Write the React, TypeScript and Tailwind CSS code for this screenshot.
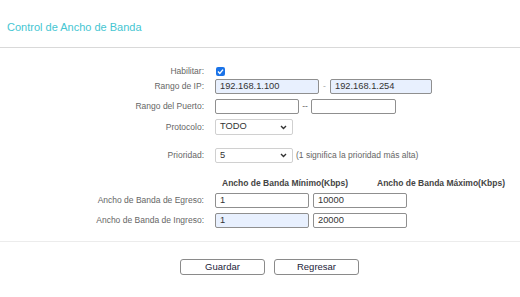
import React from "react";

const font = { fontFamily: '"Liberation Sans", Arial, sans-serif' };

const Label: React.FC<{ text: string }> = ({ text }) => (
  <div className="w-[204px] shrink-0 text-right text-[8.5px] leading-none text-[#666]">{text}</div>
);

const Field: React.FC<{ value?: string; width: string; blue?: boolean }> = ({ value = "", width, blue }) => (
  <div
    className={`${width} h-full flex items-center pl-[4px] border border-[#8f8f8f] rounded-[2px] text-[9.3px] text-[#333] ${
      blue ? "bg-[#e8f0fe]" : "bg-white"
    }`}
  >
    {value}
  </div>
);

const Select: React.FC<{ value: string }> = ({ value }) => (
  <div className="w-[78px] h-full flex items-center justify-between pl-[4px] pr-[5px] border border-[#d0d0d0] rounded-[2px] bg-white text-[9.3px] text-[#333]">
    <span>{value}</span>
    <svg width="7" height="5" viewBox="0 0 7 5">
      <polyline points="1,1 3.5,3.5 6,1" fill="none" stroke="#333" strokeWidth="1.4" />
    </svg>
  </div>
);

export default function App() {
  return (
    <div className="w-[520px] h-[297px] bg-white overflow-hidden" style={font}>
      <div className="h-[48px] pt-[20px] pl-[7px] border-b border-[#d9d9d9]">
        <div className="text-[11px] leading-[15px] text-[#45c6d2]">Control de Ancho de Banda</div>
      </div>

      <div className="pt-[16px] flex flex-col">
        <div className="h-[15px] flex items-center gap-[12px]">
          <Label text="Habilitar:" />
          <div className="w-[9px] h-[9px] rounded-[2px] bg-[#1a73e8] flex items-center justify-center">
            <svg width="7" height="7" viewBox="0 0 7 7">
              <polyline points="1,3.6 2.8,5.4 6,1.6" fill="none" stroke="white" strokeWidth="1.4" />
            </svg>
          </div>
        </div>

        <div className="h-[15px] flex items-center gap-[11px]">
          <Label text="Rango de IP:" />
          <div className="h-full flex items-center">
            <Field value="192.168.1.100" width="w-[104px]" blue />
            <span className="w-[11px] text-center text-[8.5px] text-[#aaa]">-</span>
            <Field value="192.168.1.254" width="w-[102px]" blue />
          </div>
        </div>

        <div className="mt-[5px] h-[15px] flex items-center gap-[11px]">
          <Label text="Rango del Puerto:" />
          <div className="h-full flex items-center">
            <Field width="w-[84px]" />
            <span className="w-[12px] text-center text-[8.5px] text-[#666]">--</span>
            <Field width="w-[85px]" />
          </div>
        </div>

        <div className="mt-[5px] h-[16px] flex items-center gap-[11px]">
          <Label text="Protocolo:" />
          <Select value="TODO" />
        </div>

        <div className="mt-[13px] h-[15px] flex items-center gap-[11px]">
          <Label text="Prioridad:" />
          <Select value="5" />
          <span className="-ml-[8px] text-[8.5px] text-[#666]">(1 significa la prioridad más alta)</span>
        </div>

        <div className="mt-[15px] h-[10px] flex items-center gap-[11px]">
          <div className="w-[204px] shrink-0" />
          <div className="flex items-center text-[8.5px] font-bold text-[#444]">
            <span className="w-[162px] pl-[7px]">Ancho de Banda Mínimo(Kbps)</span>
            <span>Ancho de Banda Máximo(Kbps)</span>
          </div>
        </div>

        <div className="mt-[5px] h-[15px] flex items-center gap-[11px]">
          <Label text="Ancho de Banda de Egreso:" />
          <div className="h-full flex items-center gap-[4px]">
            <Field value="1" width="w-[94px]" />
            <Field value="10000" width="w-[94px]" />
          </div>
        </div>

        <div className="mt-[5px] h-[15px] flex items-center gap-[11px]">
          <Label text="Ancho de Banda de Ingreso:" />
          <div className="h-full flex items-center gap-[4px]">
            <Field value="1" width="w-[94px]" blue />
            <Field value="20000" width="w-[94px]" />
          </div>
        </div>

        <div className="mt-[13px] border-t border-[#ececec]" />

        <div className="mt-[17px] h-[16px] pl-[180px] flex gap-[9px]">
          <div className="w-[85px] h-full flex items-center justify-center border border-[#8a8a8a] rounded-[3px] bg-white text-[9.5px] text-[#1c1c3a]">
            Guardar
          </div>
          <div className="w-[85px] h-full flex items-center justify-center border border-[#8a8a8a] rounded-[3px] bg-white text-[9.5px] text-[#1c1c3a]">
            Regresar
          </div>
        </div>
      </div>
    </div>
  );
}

EXERCISE PROMPT :: Track down the lines that include the word "React" and copy them.

RESULT OF THE EXERCISE ::
Write the React, TypeScript and Tailwind CSS code for this screenshot.
import React from "react";
const Label: React.FC<{ text: string }> = ({ text }) => (
const Field: React.FC<{ value?: string; width: string; blue?: boolean }> = ({ value = "", width, blue }) => (
const Select: React.FC<{ value: string }> = ({ value }) => (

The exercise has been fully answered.